- AIM OF THE TASK:
State the number of lines where "Tailwind" appears. Add nothing else.

::: PROVIDED ENTRIES :::

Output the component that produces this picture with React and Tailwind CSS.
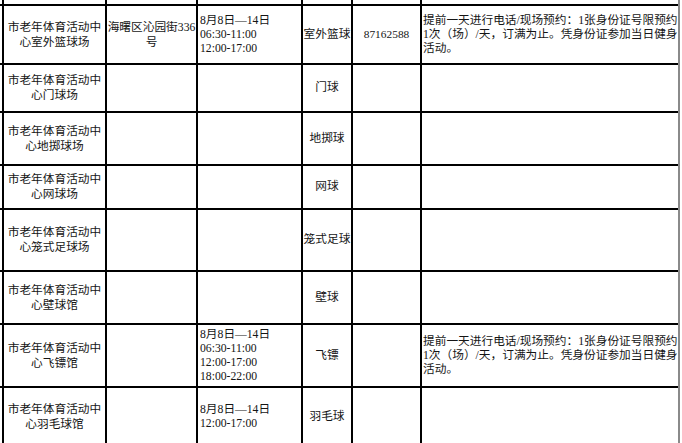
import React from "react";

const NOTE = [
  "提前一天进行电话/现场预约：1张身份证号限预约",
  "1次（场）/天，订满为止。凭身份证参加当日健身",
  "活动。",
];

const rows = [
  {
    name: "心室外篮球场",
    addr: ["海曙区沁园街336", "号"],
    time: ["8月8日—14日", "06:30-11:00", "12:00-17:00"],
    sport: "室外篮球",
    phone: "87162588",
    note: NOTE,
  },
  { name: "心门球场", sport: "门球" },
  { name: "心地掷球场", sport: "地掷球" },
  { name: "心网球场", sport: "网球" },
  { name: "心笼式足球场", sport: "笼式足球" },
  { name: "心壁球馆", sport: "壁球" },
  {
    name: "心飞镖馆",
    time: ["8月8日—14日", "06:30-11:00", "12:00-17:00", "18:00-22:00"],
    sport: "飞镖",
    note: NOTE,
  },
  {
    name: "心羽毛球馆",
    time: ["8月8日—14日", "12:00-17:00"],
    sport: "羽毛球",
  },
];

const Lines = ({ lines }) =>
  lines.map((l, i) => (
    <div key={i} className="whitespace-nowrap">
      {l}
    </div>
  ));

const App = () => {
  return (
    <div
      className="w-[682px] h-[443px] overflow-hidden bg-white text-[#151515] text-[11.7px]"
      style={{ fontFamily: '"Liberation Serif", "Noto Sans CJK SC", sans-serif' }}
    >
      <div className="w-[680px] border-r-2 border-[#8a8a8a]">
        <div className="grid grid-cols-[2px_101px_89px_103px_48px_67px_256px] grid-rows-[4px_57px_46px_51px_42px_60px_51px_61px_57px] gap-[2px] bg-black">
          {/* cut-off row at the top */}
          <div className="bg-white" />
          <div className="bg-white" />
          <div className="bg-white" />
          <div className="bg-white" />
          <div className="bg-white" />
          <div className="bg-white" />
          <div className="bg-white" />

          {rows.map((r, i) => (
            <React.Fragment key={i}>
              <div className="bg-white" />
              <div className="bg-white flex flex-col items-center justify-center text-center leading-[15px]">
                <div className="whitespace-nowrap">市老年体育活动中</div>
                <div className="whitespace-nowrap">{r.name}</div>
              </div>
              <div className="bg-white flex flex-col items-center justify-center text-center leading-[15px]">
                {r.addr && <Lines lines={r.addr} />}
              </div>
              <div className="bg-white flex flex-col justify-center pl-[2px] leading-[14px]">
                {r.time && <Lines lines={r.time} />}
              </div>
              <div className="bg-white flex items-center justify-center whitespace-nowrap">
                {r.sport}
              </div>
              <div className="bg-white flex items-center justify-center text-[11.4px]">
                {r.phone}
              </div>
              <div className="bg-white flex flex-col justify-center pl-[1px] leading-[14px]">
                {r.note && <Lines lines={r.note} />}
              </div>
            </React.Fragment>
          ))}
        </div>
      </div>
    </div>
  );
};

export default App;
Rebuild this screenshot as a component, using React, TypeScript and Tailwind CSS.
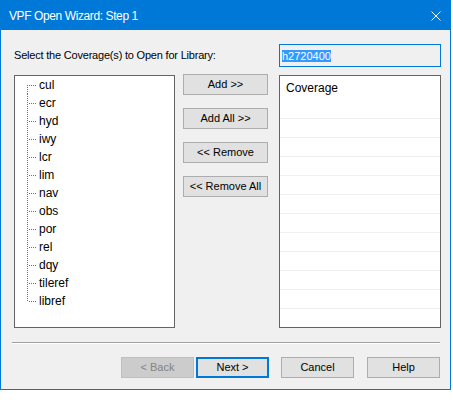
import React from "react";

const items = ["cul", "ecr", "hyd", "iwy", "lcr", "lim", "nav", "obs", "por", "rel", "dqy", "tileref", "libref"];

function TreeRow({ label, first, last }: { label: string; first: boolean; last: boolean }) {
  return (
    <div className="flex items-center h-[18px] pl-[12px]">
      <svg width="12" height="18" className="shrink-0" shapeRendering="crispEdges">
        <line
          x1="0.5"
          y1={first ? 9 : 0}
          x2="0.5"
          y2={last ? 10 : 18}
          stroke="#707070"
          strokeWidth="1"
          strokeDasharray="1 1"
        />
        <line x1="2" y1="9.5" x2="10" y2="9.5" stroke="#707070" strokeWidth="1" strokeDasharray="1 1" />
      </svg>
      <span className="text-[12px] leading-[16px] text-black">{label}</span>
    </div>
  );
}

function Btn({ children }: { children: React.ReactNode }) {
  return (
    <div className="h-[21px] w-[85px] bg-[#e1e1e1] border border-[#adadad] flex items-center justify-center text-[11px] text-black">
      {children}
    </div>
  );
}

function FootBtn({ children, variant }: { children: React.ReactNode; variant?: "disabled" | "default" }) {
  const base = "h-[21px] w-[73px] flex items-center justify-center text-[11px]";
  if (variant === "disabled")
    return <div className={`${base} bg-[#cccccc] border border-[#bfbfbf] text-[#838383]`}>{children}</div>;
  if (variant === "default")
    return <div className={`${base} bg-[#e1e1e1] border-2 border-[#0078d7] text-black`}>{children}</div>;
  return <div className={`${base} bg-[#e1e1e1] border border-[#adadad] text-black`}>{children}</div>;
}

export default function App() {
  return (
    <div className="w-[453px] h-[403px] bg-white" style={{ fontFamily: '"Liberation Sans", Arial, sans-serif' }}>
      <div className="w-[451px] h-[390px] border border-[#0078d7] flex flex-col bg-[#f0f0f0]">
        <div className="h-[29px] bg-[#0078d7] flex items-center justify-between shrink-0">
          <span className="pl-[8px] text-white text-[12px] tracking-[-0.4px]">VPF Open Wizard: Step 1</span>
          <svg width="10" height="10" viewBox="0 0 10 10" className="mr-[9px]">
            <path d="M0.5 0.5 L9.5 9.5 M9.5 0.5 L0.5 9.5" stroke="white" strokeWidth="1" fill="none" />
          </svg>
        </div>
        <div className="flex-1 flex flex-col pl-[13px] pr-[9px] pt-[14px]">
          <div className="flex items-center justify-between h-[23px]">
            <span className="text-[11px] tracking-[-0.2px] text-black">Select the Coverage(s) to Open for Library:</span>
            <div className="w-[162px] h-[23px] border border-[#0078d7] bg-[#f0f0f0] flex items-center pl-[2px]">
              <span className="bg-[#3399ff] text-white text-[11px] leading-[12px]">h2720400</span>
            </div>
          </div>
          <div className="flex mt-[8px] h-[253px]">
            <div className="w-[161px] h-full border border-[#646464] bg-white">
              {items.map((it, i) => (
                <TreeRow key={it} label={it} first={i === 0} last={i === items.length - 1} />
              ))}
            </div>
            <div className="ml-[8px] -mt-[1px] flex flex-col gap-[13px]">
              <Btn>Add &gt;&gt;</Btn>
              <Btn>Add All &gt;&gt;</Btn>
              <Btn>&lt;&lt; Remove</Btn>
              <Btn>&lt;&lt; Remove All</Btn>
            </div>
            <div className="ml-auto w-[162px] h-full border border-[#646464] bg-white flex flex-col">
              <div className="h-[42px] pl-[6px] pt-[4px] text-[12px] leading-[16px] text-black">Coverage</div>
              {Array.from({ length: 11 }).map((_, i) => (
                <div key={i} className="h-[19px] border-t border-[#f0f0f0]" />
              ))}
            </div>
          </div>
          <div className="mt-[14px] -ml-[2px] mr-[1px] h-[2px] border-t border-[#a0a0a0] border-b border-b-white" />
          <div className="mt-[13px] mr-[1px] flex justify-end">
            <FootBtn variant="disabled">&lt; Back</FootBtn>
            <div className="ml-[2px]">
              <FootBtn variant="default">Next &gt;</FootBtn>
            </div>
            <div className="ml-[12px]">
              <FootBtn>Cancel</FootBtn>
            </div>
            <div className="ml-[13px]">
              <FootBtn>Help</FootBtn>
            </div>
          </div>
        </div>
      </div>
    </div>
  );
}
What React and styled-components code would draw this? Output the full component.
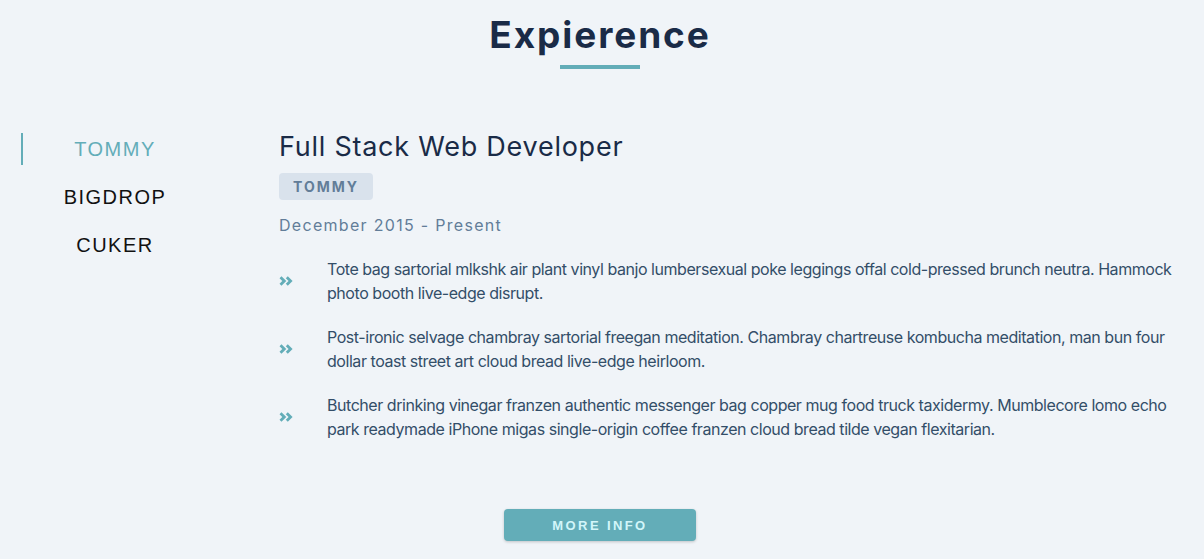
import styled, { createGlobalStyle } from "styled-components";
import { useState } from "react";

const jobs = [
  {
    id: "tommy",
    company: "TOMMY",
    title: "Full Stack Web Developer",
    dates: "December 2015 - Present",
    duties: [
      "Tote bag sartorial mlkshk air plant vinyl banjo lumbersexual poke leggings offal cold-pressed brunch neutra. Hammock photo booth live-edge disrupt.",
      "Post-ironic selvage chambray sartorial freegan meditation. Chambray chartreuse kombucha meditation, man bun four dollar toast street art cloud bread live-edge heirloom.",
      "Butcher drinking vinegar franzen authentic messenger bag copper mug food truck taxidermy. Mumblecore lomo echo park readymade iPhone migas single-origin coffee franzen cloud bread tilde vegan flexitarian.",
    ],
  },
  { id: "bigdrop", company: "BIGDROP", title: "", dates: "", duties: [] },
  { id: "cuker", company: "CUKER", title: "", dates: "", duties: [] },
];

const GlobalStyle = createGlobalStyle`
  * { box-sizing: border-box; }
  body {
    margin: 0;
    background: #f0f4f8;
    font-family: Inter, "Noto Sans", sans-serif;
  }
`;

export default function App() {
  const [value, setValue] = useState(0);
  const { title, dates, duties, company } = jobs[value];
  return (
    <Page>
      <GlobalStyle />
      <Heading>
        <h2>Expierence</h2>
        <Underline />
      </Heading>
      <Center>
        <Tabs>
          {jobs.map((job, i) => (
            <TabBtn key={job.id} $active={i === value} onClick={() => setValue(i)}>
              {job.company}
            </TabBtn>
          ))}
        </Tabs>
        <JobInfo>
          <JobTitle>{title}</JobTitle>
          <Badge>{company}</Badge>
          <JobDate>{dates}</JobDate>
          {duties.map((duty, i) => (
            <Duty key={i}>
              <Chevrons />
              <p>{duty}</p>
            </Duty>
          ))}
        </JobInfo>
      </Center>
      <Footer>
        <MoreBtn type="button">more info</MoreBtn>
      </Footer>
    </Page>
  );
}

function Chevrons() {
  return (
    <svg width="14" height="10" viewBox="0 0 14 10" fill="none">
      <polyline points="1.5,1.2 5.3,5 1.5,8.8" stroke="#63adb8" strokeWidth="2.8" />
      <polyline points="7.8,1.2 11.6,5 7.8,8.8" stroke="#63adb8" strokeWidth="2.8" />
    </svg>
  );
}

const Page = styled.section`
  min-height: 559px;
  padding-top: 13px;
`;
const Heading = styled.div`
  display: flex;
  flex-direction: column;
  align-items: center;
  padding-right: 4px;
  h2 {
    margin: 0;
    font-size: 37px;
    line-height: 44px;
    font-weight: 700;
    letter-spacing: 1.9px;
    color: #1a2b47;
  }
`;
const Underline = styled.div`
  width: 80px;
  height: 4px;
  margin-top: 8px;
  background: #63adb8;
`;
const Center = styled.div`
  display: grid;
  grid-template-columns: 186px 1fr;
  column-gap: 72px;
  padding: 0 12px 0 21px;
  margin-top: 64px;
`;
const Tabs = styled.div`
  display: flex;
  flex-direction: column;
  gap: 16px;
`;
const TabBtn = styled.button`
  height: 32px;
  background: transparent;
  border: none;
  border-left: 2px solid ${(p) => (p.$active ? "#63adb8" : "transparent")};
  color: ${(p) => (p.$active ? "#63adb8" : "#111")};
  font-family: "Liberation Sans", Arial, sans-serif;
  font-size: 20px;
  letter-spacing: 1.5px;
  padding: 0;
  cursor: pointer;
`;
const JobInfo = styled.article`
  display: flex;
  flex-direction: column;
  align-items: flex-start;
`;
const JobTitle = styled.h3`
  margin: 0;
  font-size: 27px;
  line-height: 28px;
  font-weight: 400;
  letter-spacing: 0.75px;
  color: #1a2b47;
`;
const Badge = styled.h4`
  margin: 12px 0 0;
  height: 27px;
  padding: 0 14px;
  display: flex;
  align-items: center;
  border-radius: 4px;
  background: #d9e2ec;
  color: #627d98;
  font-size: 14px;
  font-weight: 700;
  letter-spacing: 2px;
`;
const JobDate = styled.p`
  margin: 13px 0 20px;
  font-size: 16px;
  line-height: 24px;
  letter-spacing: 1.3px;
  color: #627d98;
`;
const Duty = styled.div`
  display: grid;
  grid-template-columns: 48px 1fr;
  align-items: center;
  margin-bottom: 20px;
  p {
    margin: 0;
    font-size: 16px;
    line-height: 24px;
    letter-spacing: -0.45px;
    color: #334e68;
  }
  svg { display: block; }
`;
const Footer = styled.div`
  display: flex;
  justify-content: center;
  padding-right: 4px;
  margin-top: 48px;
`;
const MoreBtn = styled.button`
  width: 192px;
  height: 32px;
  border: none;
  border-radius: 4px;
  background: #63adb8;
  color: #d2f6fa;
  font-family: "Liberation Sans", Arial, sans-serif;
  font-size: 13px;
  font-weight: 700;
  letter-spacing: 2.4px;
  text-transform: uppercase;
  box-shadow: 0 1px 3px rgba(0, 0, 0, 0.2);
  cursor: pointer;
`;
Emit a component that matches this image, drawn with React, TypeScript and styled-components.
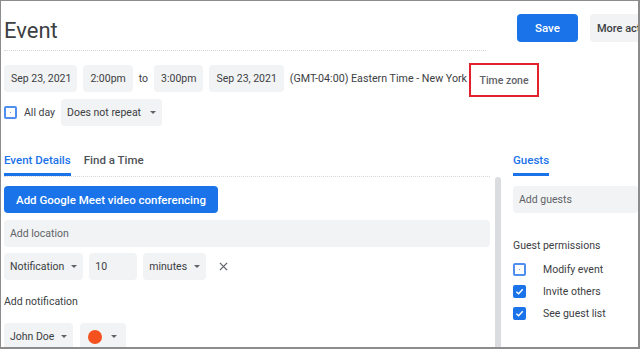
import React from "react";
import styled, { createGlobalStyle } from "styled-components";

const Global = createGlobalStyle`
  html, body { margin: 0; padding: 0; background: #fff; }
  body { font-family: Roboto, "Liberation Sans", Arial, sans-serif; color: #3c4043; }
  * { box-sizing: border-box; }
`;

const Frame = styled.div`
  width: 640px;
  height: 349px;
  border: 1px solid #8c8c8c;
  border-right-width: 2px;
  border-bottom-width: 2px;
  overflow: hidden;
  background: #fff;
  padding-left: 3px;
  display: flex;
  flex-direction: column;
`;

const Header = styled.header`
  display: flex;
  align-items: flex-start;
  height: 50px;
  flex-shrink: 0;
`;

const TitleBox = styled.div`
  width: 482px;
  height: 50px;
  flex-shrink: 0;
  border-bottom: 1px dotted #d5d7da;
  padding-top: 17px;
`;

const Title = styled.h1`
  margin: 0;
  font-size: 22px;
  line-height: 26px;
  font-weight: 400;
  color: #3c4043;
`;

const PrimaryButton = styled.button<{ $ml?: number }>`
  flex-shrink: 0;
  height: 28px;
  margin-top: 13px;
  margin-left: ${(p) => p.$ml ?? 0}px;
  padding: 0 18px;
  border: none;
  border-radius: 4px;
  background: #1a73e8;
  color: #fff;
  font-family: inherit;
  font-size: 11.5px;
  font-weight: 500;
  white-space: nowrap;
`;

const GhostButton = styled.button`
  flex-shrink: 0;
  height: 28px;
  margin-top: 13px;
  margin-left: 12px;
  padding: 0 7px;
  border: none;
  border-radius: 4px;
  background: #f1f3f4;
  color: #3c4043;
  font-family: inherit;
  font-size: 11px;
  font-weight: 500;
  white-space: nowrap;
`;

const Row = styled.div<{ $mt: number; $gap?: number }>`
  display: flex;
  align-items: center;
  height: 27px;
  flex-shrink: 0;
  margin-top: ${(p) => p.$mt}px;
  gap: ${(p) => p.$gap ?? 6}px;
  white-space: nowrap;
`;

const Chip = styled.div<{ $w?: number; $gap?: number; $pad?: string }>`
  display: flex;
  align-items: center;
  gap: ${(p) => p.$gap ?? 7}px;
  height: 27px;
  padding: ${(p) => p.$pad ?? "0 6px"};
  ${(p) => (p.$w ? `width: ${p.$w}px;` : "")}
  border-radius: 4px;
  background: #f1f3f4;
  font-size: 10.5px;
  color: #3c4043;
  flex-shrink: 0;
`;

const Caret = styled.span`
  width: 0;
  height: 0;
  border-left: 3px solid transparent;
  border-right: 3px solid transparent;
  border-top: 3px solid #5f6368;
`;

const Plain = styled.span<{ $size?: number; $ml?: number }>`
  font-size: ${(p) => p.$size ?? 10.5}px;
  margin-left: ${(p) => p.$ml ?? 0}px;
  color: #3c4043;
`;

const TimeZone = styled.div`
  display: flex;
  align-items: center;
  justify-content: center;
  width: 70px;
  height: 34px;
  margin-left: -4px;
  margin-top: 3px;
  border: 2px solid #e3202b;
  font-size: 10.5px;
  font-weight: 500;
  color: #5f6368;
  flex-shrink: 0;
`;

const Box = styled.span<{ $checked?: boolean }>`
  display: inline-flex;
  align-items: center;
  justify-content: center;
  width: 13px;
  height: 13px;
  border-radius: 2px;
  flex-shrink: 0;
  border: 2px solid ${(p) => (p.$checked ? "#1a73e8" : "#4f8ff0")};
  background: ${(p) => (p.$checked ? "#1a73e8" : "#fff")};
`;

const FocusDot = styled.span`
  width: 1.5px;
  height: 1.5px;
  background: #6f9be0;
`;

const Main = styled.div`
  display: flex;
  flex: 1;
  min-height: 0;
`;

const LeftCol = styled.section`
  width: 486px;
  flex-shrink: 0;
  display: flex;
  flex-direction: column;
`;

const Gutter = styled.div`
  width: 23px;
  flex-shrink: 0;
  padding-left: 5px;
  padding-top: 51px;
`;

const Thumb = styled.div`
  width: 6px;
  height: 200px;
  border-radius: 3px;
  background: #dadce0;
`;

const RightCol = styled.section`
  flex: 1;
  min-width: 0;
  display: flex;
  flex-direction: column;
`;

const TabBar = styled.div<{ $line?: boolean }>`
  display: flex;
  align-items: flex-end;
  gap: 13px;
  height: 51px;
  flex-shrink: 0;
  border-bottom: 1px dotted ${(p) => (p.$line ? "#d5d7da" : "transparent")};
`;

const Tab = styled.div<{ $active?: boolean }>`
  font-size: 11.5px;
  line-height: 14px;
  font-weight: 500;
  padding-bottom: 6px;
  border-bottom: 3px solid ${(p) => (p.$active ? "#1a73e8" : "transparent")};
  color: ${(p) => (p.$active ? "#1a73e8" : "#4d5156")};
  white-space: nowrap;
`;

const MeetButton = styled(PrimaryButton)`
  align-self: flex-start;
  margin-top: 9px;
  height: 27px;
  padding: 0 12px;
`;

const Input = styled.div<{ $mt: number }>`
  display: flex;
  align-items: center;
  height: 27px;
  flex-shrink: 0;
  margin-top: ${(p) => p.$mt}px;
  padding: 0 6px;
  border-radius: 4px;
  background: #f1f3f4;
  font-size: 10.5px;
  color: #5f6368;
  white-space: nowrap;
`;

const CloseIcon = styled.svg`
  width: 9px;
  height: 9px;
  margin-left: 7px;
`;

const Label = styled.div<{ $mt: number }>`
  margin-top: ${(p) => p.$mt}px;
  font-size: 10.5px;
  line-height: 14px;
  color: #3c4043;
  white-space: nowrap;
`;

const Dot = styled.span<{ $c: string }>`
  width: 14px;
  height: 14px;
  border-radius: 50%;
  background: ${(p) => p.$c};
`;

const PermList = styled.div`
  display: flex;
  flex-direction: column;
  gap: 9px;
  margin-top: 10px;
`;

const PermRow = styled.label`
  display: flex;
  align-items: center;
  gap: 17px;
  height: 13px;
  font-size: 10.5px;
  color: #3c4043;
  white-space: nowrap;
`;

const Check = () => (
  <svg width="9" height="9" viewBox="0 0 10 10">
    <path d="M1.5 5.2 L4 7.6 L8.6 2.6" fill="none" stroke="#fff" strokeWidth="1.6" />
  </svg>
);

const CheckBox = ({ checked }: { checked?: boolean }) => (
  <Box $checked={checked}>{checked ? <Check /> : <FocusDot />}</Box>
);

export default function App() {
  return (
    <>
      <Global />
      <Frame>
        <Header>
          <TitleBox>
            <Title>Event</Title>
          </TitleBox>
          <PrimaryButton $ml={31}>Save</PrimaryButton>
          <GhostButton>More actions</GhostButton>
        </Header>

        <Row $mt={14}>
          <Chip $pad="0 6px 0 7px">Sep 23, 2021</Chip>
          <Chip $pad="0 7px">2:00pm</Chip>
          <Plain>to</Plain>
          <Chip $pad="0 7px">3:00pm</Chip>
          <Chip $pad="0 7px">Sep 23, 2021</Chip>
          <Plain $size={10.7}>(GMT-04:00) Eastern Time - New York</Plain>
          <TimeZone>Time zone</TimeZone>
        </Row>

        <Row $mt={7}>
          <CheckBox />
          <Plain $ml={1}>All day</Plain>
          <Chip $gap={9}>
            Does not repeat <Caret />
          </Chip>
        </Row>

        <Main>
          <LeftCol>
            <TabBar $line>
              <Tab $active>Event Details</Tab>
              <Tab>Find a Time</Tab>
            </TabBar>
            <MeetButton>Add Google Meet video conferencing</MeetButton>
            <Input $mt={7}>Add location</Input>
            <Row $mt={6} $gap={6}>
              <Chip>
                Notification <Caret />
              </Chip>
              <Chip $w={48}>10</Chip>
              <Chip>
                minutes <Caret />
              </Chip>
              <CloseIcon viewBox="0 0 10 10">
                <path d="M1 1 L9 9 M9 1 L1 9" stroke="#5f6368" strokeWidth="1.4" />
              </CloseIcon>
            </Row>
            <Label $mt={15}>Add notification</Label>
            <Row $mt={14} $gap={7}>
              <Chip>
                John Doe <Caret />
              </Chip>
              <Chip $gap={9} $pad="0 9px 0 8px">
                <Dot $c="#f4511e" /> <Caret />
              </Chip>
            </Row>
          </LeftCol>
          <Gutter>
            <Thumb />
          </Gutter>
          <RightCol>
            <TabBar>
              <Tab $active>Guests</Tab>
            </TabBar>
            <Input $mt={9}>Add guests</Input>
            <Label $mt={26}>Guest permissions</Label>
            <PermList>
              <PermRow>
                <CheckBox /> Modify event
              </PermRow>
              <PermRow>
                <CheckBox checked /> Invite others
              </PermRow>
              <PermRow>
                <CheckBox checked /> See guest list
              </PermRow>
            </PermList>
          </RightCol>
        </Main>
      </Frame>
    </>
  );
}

:::

- CORRECT OUTPUT:
2